A few minutes after noon, we got in our boats and headed out. It's hard to write about the actual experience, but it was life-giving. We kayaked through a channel, saw bald eagles, looked up sandstone dells, and I even got to kayak under a waterfall. The light rain was nice, and as we went along, the rain stopped entirely. The clouds cleared, and a cool breeze blew the entire trip. I was out there for  two and a half hours, but it easily could have been two and a half minutes.




After getting back to land and cleaning up, I headed over to another canyon to hike, this one was a bit busier now that the rain had left, then I went to dinner at a local brewery.

On the drive home, I thought about the day some more, and I thought about my life.

I planned for the weather. I looked in advance to make sure it wasn't supposed to rain, but it didn't work out that way. Such is life. I healed from my divorce before entering another relationship. I readied myself mentally and emotionally, but it didn't work out the way I hoped.

Because of the rain, my tour was delayed. But because of the rain, I got to see that beautiful waterfall, and because of the rain, I went on a kayak tour with perfect weather. There were even times I enjoyed the rain itself. I could've just as easily seen the rain and went home, missing it all.

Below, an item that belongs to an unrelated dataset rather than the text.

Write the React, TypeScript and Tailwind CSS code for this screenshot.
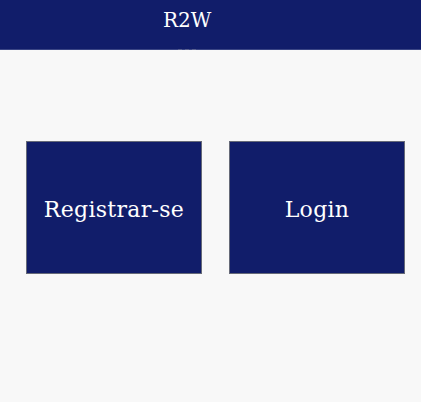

And like this also, such is life. I look back at being laid off and quarantined; though it was for a bad reason, I enjoyed getting to spend that time with my kids and away from work. I once lost a dream job that I had poured myself into, and at the time, it was devastating, but I look back now, and had I still been there, I never would have met some of my closest friends.

Sometimes life doesn't go as planned. Sometimes things don't work out the way you want them to, or at all for that matter. And sometimes, because of that, great things can happen that never would have otherwise. Sometimes, you see the rain, and keep going anyway, opening up unfathomable possibilities. And while I'm still in kind of a sad and lonely place right now, that gives me some comfort.